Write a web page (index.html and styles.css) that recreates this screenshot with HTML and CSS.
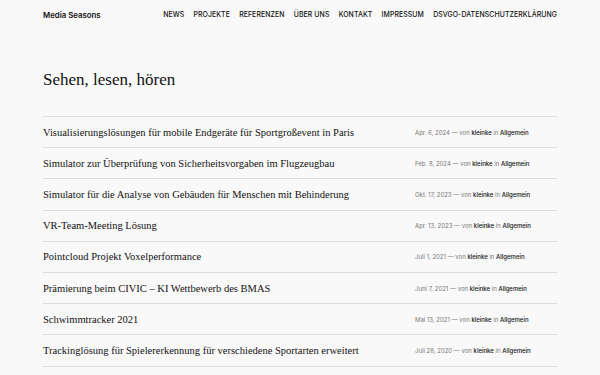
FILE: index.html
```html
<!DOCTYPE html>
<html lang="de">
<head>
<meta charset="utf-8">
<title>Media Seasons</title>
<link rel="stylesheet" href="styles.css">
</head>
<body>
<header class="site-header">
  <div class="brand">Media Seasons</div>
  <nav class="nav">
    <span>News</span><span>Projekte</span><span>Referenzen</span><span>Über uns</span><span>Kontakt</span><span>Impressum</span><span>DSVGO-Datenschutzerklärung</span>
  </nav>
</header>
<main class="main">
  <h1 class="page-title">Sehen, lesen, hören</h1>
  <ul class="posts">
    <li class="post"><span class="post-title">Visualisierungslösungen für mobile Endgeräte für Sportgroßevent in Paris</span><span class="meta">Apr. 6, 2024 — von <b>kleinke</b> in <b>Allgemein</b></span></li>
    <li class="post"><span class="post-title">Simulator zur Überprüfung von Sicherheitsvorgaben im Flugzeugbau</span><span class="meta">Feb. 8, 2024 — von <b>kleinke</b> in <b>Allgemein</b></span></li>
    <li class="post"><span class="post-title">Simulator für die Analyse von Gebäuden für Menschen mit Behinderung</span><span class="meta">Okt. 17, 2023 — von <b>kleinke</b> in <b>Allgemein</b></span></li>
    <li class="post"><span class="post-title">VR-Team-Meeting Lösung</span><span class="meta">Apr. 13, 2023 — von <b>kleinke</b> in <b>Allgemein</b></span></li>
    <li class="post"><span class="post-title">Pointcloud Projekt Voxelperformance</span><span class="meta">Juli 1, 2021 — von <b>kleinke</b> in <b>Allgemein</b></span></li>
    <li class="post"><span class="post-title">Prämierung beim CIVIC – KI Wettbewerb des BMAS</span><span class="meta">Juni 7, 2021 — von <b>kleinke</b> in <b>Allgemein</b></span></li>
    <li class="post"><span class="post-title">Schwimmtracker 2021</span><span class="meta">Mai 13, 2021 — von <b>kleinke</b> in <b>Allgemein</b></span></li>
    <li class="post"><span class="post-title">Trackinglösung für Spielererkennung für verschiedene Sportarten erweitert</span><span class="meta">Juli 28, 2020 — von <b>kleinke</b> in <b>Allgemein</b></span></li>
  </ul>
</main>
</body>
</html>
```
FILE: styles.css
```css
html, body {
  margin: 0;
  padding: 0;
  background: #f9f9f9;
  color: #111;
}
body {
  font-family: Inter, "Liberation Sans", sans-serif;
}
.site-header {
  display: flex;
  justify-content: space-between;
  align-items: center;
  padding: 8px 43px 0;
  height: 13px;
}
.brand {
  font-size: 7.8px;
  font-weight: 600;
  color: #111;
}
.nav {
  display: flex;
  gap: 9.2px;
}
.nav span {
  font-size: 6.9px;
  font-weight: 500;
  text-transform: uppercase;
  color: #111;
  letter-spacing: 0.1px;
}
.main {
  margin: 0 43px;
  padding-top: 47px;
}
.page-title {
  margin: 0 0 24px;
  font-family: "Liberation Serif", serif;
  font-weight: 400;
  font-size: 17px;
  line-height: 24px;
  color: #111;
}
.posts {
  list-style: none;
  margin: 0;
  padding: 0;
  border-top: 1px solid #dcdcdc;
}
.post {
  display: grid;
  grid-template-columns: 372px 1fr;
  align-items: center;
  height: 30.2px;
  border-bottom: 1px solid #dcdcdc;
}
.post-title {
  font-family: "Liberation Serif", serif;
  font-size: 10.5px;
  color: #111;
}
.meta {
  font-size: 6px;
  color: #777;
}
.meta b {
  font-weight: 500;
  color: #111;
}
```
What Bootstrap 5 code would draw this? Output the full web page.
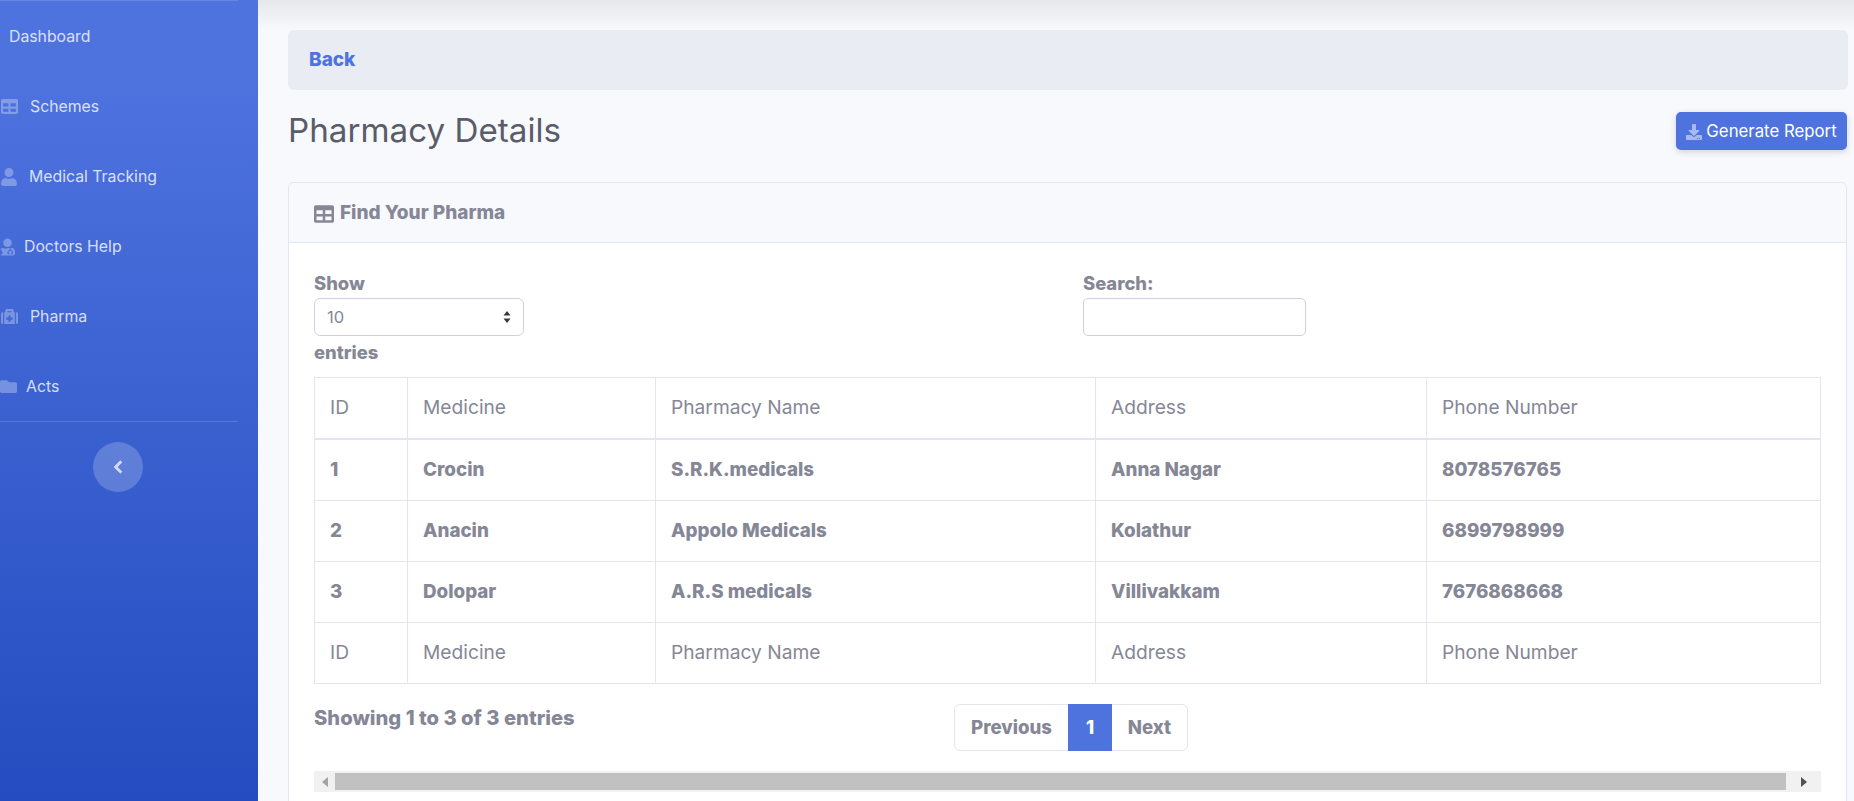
---
» EXERCISE: Write out the material above again, word for word, minus its pictures.

» THE RESULT:
Write a web page (index.html and styles.css) that recreates this screenshot with HTML and CSS.
FILE: index.html
```html
<!DOCTYPE html>
<html lang="de">
<head>
<meta charset="utf-8">
<title>Media Seasons</title>
<link rel="stylesheet" href="styles.css">
</head>
<body>
<header class="site-header">
  <div class="brand">Media Seasons</div>
  <nav class="nav">
    <span>News</span><span>Projekte</span><span>Referenzen</span><span>Über uns</span><span>Kontakt</span><span>Impressum</span><span>DSVGO-Datenschutzerklärung</span>
  </nav>
</header>
<main class="main">
  <h1 class="page-title">Sehen, lesen, hören</h1>
  <ul class="posts">
    <li class="post"><span class="post-title">Visualisierungslösungen für mobile Endgeräte für Sportgroßevent in Paris</span><span class="meta">Apr. 6, 2024 — von <b>kleinke</b> in <b>Allgemein</b></span></li>
    <li class="post"><span class="post-title">Simulator zur Überprüfung von Sicherheitsvorgaben im Flugzeugbau</span><span class="meta">Feb. 8, 2024 — von <b>kleinke</b> in <b>Allgemein</b></span></li>
    <li class="post"><span class="post-title">Simulator für die Analyse von Gebäuden für Menschen mit Behinderung</span><span class="meta">Okt. 17, 2023 — von <b>kleinke</b> in <b>Allgemein</b></span></li>
    <li class="post"><span class="post-title">VR-Team-Meeting Lösung</span><span class="meta">Apr. 13, 2023 — von <b>kleinke</b> in <b>Allgemein</b></span></li>
    <li class="post"><span class="post-title">Pointcloud Projekt Voxelperformance</span><span class="meta">Juli 1, 2021 — von <b>kleinke</b> in <b>Allgemein</b></span></li>
    <li class="post"><span class="post-title">Prämierung beim CIVIC – KI Wettbewerb des BMAS</span><span class="meta">Juni 7, 2021 — von <b>kleinke</b> in <b>Allgemein</b></span></li>
    <li class="post"><span class="post-title">Schwimmtracker 2021</span><span class="meta">Mai 13, 2021 — von <b>kleinke</b> in <b>Allgemein</b></span></li>
    <li class="post"><span class="post-title">Trackinglösung für Spielererkennung für verschiedene Sportarten erweitert</span><span class="meta">Juli 28, 2020 — von <b>kleinke</b> in <b>Allgemein</b></span></li>
  </ul>
</main>
</body>
</html>
```
FILE: styles.css
```css
html, body {
  margin: 0;
  padding: 0;
  background: #f9f9f9;
  color: #111;
}
body {
  font-family: Inter, "Liberation Sans", sans-serif;
}
.site-header {
  display: flex;
  justify-content: space-between;
  align-items: center;
  padding: 8px 43px 0;
  height: 13px;
}
.brand {
  font-size: 7.8px;
  font-weight: 600;
  color: #111;
}
.nav {
  display: flex;
  gap: 9.2px;
}
.nav span {
  font-size: 6.9px;
  font-weight: 500;
  text-transform: uppercase;
  color: #111;
  letter-spacing: 0.1px;
}
.main {
  margin: 0 43px;
  padding-top: 47px;
}
.page-title {
  margin: 0 0 24px;
  font-family: "Liberation Serif", serif;
  font-weight: 400;
  font-size: 17px;
  line-height: 24px;
  color: #111;
}
.posts {
  list-style: none;
  margin: 0;
  padding: 0;
  border-top: 1px solid #dcdcdc;
}
.post {
  display: grid;
  grid-template-columns: 372px 1fr;
  align-items: center;
  height: 30.2px;
  border-bottom: 1px solid #dcdcdc;
}
.post-title {
  font-family: "Liberation Serif", serif;
  font-size: 10.5px;
  color: #111;
}
.meta {
  font-size: 6px;
  color: #777;
}
.meta b {
  font-weight: 500;
  color: #111;
}
```
What Bootstrap 5 code would draw this? Output the full web page.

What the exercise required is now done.